### Records with interface code
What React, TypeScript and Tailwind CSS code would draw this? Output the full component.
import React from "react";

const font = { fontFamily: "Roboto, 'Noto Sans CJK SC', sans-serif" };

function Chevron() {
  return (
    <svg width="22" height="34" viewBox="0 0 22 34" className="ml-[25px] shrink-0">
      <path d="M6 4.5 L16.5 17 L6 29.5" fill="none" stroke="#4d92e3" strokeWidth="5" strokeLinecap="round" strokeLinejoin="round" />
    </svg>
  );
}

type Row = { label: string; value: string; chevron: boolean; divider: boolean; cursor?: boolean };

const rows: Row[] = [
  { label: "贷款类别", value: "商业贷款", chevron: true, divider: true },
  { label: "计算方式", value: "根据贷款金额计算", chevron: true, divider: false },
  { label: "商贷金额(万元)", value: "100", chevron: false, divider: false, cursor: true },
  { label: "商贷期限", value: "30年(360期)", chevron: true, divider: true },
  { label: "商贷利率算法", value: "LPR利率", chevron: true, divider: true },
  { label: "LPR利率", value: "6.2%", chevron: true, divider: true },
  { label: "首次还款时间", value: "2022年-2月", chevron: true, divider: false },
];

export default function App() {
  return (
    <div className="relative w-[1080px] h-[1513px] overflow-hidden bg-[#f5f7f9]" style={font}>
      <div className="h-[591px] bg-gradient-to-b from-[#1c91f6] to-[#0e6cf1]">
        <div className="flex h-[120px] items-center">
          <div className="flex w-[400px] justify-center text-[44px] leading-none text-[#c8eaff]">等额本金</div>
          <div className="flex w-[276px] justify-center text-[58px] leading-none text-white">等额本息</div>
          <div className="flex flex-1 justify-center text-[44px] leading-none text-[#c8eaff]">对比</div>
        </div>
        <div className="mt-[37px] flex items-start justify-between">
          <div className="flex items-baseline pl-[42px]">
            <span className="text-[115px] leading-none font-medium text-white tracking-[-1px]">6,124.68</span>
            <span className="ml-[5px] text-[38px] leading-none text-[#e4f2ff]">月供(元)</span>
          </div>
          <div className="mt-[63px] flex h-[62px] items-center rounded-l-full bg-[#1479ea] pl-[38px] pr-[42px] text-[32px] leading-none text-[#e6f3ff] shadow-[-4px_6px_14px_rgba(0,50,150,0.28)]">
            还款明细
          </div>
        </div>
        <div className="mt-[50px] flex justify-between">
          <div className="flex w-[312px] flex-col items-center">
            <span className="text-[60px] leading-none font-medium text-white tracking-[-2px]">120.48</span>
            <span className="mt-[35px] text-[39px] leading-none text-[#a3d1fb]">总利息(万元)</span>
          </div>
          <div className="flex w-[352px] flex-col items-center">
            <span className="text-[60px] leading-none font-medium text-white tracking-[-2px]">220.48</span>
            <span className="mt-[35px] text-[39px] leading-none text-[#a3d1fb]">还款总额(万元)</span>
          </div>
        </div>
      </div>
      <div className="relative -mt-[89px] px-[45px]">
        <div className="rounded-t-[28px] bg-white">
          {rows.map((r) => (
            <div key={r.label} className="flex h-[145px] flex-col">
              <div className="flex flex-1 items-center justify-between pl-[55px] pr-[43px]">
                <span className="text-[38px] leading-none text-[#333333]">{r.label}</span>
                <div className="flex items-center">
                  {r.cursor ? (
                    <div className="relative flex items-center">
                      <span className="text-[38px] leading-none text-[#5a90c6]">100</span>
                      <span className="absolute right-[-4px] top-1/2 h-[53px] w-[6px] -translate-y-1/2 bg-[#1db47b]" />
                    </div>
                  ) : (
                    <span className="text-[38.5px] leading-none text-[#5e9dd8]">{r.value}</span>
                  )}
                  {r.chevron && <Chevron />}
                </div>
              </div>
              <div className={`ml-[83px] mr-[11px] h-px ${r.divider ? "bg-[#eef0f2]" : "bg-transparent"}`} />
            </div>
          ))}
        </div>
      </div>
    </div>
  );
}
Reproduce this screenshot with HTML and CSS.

### The task
The records above should be duplicated in full, exactly as given.

### Solution to this problem
What React, TypeScript and Tailwind CSS code would draw this? Output the full component.
import React from "react";

const font = { fontFamily: "Roboto, 'Noto Sans CJK SC', sans-serif" };

function Chevron() {
  return (
    <svg width="22" height="34" viewBox="0 0 22 34" className="ml-[25px] shrink-0">
      <path d="M6 4.5 L16.5 17 L6 29.5" fill="none" stroke="#4d92e3" strokeWidth="5" strokeLinecap="round" strokeLinejoin="round" />
    </svg>
  );
}

type Row = { label: string; value: string; chevron: boolean; divider: boolean; cursor?: boolean };

const rows: Row[] = [
  { label: "贷款类别", value: "商业贷款", chevron: true, divider: true },
  { label: "计算方式", value: "根据贷款金额计算", chevron: true, divider: false },
  { label: "商贷金额(万元)", value: "100", chevron: false, divider: false, cursor: true },
  { label: "商贷期限", value: "30年(360期)", chevron: true, divider: true },
  { label: "商贷利率算法", value: "LPR利率", chevron: true, divider: true },
  { label: "LPR利率", value: "6.2%", chevron: true, divider: true },
  { label: "首次还款时间", value: "2022年-2月", chevron: true, divider: false },
];

export default function App() {
  return (
    <div className="relative w-[1080px] h-[1513px] overflow-hidden bg-[#f5f7f9]" style={font}>
      <div className="h-[591px] bg-gradient-to-b from-[#1c91f6] to-[#0e6cf1]">
        <div className="flex h-[120px] items-center">
          <div className="flex w-[400px] justify-center text-[44px] leading-none text-[#c8eaff]">等额本金</div>
          <div className="flex w-[276px] justify-center text-[58px] leading-none text-white">等额本息</div>
          <div className="flex flex-1 justify-center text-[44px] leading-none text-[#c8eaff]">对比</div>
        </div>
        <div className="mt-[37px] flex items-start justify-between">
          <div className="flex items-baseline pl-[42px]">
            <span className="text-[115px] leading-none font-medium text-white tracking-[-1px]">6,124.68</span>
            <span className="ml-[5px] text-[38px] leading-none text-[#e4f2ff]">月供(元)</span>
          </div>
          <div className="mt-[63px] flex h-[62px] items-center rounded-l-full bg-[#1479ea] pl-[38px] pr-[42px] text-[32px] leading-none text-[#e6f3ff] shadow-[-4px_6px_14px_rgba(0,50,150,0.28)]">
            还款明细
          </div>
        </div>
        <div className="mt-[50px] flex justify-between">
          <div className="flex w-[312px] flex-col items-center">
            <span className="text-[60px] leading-none font-medium text-white tracking-[-2px]">120.48</span>
            <span className="mt-[35px] text-[39px] leading-none text-[#a3d1fb]">总利息(万元)</span>
          </div>
          <div className="flex w-[352px] flex-col items-center">
            <span className="text-[60px] leading-none font-medium text-white tracking-[-2px]">220.48</span>
            <span className="mt-[35px] text-[39px] leading-none text-[#a3d1fb]">还款总额(万元)</span>
          </div>
        </div>
      </div>
      <div className="relative -mt-[89px] px-[45px]">
        <div className="rounded-t-[28px] bg-white">
          {rows.map((r) => (
            <div key={r.label} className="flex h-[145px] flex-col">
              <div className="flex flex-1 items-center justify-between pl-[55px] pr-[43px]">
                <span className="text-[38px] leading-none text-[#333333]">{r.label}</span>
                <div className="flex items-center">
                  {r.cursor ? (
                    <div className="relative flex items-center">
                      <span className="text-[38px] leading-none text-[#5a90c6]">100</span>
                      <span className="absolute right-[-4px] top-1/2 h-[53px] w-[6px] -translate-y-1/2 bg-[#1db47b]" />
                    </div>
                  ) : (
                    <span className="text-[38.5px] leading-none text-[#5e9dd8]">{r.value}</span>
                  )}
                  {r.chevron && <Chevron />}
                </div>
              </div>
              <div className={`ml-[83px] mr-[11px] h-px ${r.divider ? "bg-[#eef0f2]" : "bg-transparent"}`} />
            </div>
          ))}
        </div>
      </div>
    </div>
  );
}
Reproduce this screenshot with HTML and CSS.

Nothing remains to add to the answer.